I recently received a review copy of Jeremy Gutsche’s “Better and Faster.” Jeremy is the CEO of TrendHunter.com and the book reflects the quality of the site. If you are a regular reader of my blog, you will know that I rarely post (if ever) post book reviews. But I liked this one so much, I decided to extract some of the insights.
The book, IMHO, is less about innovation and more about creativity. Regardless, the heuristics for trend hunting make this a great reference book to be used over and over.
The prologue has a great example of what is to come. Jeremy describes how an origami expert used his skills to help NASA develop a revolutionary way to fold a telescope into a rocket ship. These same skills were used to help automakers better pack airbags. This example illustrates the point I make to my clients: expertise is the enemy of innovation, therefore you need to look elsewhere to find breakthroughs.
The primary focus of the book is about how we need to go beyond our “farmer” roots and find out inner “hunter.” Farmers are more interested in improving what has worked in the past. Hunters are looking for something entirely new.
I strongly believe that asking the right questions is the key to innovation (I always say, “don’t think outside the box; find a better box”). This book focuses more on solutions (rather than questions), but in it are some great case studies of how asking the wrong question led to inferior results.

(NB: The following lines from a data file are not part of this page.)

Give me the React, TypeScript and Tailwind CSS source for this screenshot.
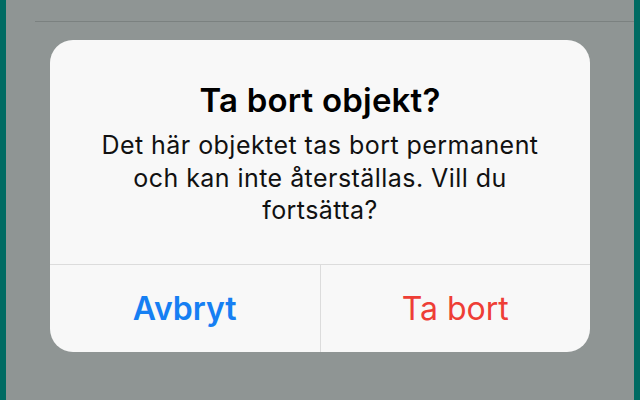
import React from 'react';

export default function App() {
  return (
    <div className="w-[640px] h-[400px] flex bg-[#8f9594] overflow-hidden font-['Inter','Liberation_Sans',sans-serif]">
      <div className="w-[6px] bg-[#006b63]" />
      <div className="flex-1 flex flex-col">
        <div className="h-[21px]" />
        <div className="ml-[29px] h-px bg-[#7b8180]" />
        <div className="h-[18px]" />
        <div className="mx-[44px] w-[540px] h-[312px] bg-[#f8f8f8] rounded-[23px] flex flex-col">
          <div className="flex-1 flex flex-col items-center pt-[41px] px-[44px] text-center">
            <h1 className="text-[33px] leading-[38px] font-semibold text-black tracking-[0.2px]">
              Ta bort objekt?
            </h1>
            <p className="mt-[10px] text-[25px] leading-[32.5px] text-[#111] tracking-[0.45px]">
              Det här objektet tas bort permanent och kan inte återställas. Vill du fortsätta?
            </p>
          </div>
          <div className="h-[88px] border-t border-[#dcdcdc] flex">
            <button className="flex-1 flex items-center justify-center text-[32px] leading-[38px] font-semibold text-[#167ff3]">
              Avbryt
            </button>
            <div className="w-px bg-[#dcdcdc]" />
            <button className="flex-1 flex items-center justify-center text-[32px] leading-[38px] text-[#ee3e36]">
              Ta bort
            </button>
          </div>
        </div>
      </div>
      <div className="w-[6px] bg-[#006b63]" />
    </div>
  );
}
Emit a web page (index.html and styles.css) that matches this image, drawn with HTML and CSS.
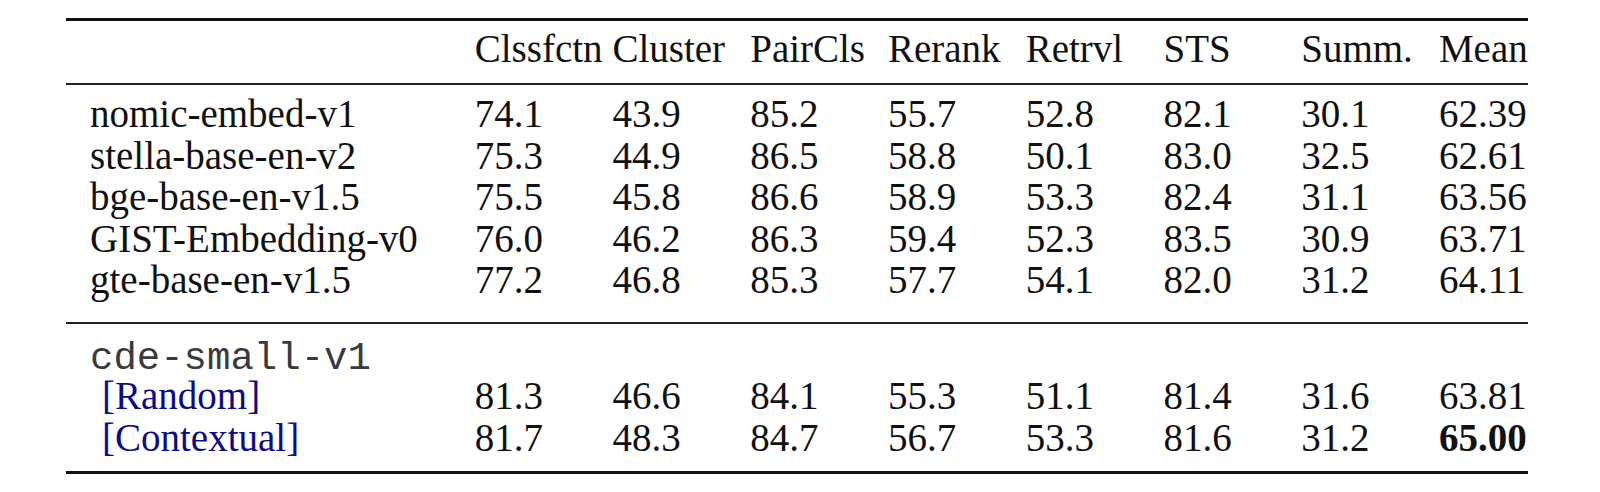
FILE: index.html
```html
<!DOCTYPE html>
<html lang="en">

<head>
    <meta charset="UTF-8">
    <meta name="viewport" content="width=device-width, initial-scale=1.0">
    <title>MTEB Results</title>
    <link rel="stylesheet" href="styles.css">
</head>

<body>
    <table class="results">
        <colgroup>
            <col class="col-name">
            <col class="col-score"><col class="col-score"><col class="col-score"><col class="col-score">
            <col class="col-score"><col class="col-score"><col class="col-score">
            <col class="col-mean">
        </colgroup>
        <thead>
            <tr>
                <th></th>
                <th>Clssfctn</th>
                <th>Cluster</th>
                <th>PairCls</th>
                <th>Rerank</th>
                <th>Retrvl</th>
                <th>STS</th>
                <th>Summ.</th>
                <th>Mean</th>
            </tr>
        </thead>
        <tbody class="baselines">
            <tr>
                <td>nomic-embed-v1</td>
                <td>74.1</td><td>43.9</td><td>85.2</td><td>55.7</td><td>52.8</td><td>82.1</td><td>30.1</td><td>62.39</td>
            </tr>
            <tr>
                <td>stella-base-en-v2</td>
                <td>75.3</td><td>44.9</td><td>86.5</td><td>58.8</td><td>50.1</td><td>83.0</td><td>32.5</td><td>62.61</td>
            </tr>
            <tr>
                <td>bge-base-en-v1.5</td>
                <td>75.5</td><td>45.8</td><td>86.6</td><td>58.9</td><td>53.3</td><td>82.4</td><td>31.1</td><td>63.56</td>
            </tr>
            <tr>
                <td>GIST-Embedding-v0</td>
                <td>76.0</td><td>46.2</td><td>86.3</td><td>59.4</td><td>52.3</td><td>83.5</td><td>30.9</td><td>63.71</td>
            </tr>
            <tr>
                <td>gte-base-en-v1.5</td>
                <td>77.2</td><td>46.8</td><td>85.3</td><td>57.7</td><td>54.1</td><td>82.0</td><td>31.2</td><td>64.11</td>
            </tr>
        </tbody>
        <tbody class="ours">
            <tr class="model-row">
                <td class="mono">cde-small-v1</td>
                <td></td><td></td><td></td><td></td><td></td><td></td><td></td><td></td>
            </tr>
            <tr>
                <td class="variant">[Random]</td>
                <td>81.3</td><td>46.6</td><td>84.1</td><td>55.3</td><td>51.1</td><td>81.4</td><td>31.6</td><td>63.81</td>
            </tr>
            <tr>
                <td class="variant">[Contextual]</td>
                <td>81.7</td><td>48.3</td><td>84.7</td><td>56.7</td><td>53.3</td><td>81.6</td><td>31.2</td><td><b>65.00</b></td>
            </tr>
        </tbody>
    </table>
</body>

</html>
```

FILE: styles.css
```css
body {
    margin: 0;
    background-color: #ffffff;
    font-family: "Liberation Serif", "Times New Roman", serif;
    color: #111111;
}

.results {
    margin: 18px 0 0 66px;
    width: 1462px;
    table-layout: fixed;
    border-collapse: collapse;
    font-size: 39px;
    line-height: 41.4px;
}

.col-name {
    width: 408.5px;
}

.col-score {
    width: 137.7px;
}

.col-mean {
    width: 89px;
}

th,
td {
    padding: 0;
    text-align: left;
    font-weight: normal;
    white-space: nowrap;
}

td:first-child {
    padding-left: 24px;
}

thead th {
    border-top: 3px solid #111111;
    border-bottom: 2px solid #222222;
    padding-top: 7px;
    padding-bottom: 13.5px;
}

.baselines tr:first-child td {
    padding-top: 8.5px;
}

.baselines tr:last-child td {
    padding-bottom: 22px;
}

.ours tr:first-child td {
    border-top: 2px solid #222222;
    padding-top: 19px;
}

.ours .model-row td {
    line-height: 32px;
}

.ours tr:last-child td {
    border-bottom: 3px solid #111111;
    padding-bottom: 13px;
}

.mono {
    font-family: "Liberation Mono", "Courier New", monospace;
    font-size: 39px;
    color: #3a3a3a;
}

td.variant {
    padding-left: 36px;
    color: #0b0b8a;
}

b {
    font-weight: bold;
}
```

For example, Roy Raymond tried to solve the problem: How do we create a guy-friendly shop where men can buy lingerie for their girlfriends/wives? With this in mind, he went off and created a chain of male-oriented stores (with wood paneled walls). The problem is, men rarely buy lingerie; women do. The stores struggled and neared bankruptcy. After Raymond sold the chain, it was quick revamped and targeted towards women. What emerged was the wildly successful Victoria’s Secret. (and as Paul Harvey would say, “Now you know the rest of the story”)
Jeremy talks about three traps of the farmer mentality:
- Complacency – a lack of curiosity
- Repetition – a desire to repeat the past
- Protectiveness – a lack of willingness to destroy what has worked in the past
The rest of the book is organized around 6 patterns for tapping into your inner hunter:
- Convergence – combing multiple products, services or trends
- Divergence – designing products and services to break free of the mainstream
- Cyclicality – identifying predictably recurring opportunities
- Redirection – channeling the power of a trend rather than fighting it
- Reduction – simplifying a concept
- Acceleration – dramatically enhancing a critical feature
Each pattern has approximately a half-dozen sub-patterns.
The book is an easy read and is packed with examples and practical concepts. If you are looking for a way to kick start your creative juices, I highly recommend “Better and Faster.”